CFTC's Giancarlo Supports Expanded Use of Blockchain
In his keynote address before the Cato Institute’s conference, “Cryptocurrency: The Policy Challenges of a Decentralized Revolution”, held on April 12, 2016, CFTC Commissioner J. Christopher Giancarlo highlighted the potential benefits of harnessing blockchain technology for a variety of financial and commercial activities – from purchasing hockey tickets and magazine subscriptions to voting corporate proxies, title recordation, and securities settlement. Going further, he suggested that financial industry regulators may themselves be among the primary beneficiaries of such a technological revolution.
In so doing, the Commissioner implicitly framed a contrast with the SEC and its Chair, Mary Jo White, which have approached the developments in blockchain technology and their potential application to financial markets with thoughtful, but more tentative, attention. The CFTC, on the other hand, having asserted jurisdiction over Bitcoin as a commodity, continues to lead the way among U.S. regulators grappling with novel technologies, both from an enforcement and a regulatory angle.
Referring to blockchain technology as an “emerging distributed ledger technology” or “DLT”, Commissioner Giancarlo raised the possibility of “new ‘smart’ securities and derivatives that can value themselves in real-time, report themselves to data repositories, automatically calculate and perform margin payments and even terminate themselves in the event of counterparty default.” The Commissioner recalled both the upheaval of the 2008 financial crisis and the U.S. Government Accountability Office’s recent report that found that U.S. regulation of financial markets has not meaningfully improved in the years since that crisis to conclude that the benefits of DLT are potentially “enormous for both financial services firms and the regulators who oversee them.”
In this context, the Commissioner applauded the recent successful test organized by the Depository Trust & Clearing Corporation of a blockchain-based method for recording a month’s worth of trades in the single-name CDS market. This test of the potential application of a blockchain to a multi-trillion dollar industry brought together Bank of America, Credit Suisse, J.P. Morgan, Citigroup, and Markit, working alongside Axoni.

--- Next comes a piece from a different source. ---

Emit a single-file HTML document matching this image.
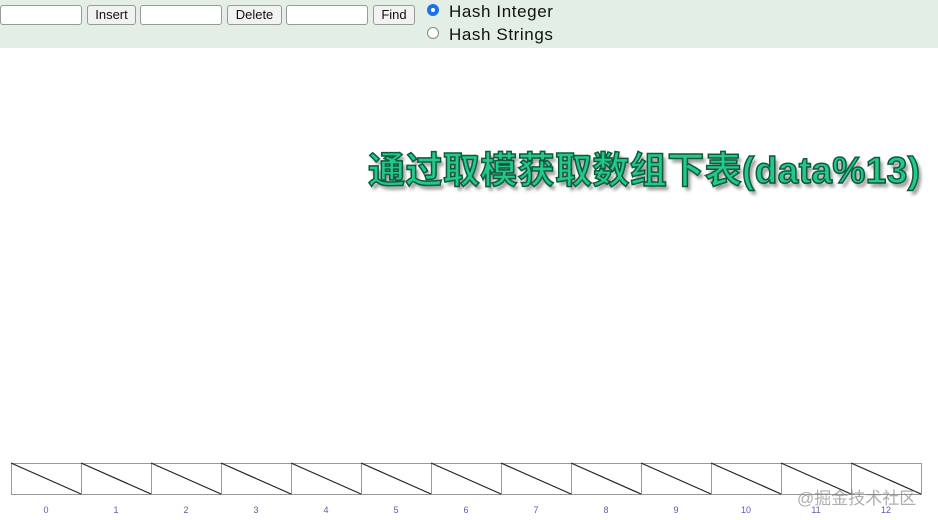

The Commissioner also pointed to initiatives by DTCC to evaluate ways that repos – the short-term lending arrangements widely used between securities markets participants, including banks and hedge funds – could be efficiently settled using blockchains.
Commissioner Giancarlo’s comments echoed the ideas that he presented at the Depository Trust & Clearing Corporation 2016 Blockchain Symposium earlier this year, in which he likened the potentially revolutionary impact of blockchain technology to that of the Internet, and advocated for a “do no harm” approach to blockchain technology similar to that adopted with respect to the Internet by the Clinton administration and the Republican-led Congress at the end of the last millennium. While in his remarks at the Cato Institute, the Commissioner observed that some predict that streamlining certain elements of recording and processing financial transactions could eliminate up to 2 million jobs, in his previous presentation he emphasized that blockchains could ultimately have an impact similar to that of the Internet, which, freed to expand and evolve rapidly by the hands-off approach adopted by legislators, “created millions of jobs, transformed our economy forever and improved standards of living across the globe.”
The Commissioner prefaced his remarks with a standard disclaimer that they represent only his views, and not the views of the CFTC. And he was realistic in presenting the current state of regulation with respect to the use of blockchains in financial markets – “Rules regarding DLT are currently unwritten and likely years away, leaving the industry with little clarity.” But he offers a voice and direction for regulators, both in the United States and around the world, who want to help propel regulation to keep pace with this rapidly developing technology.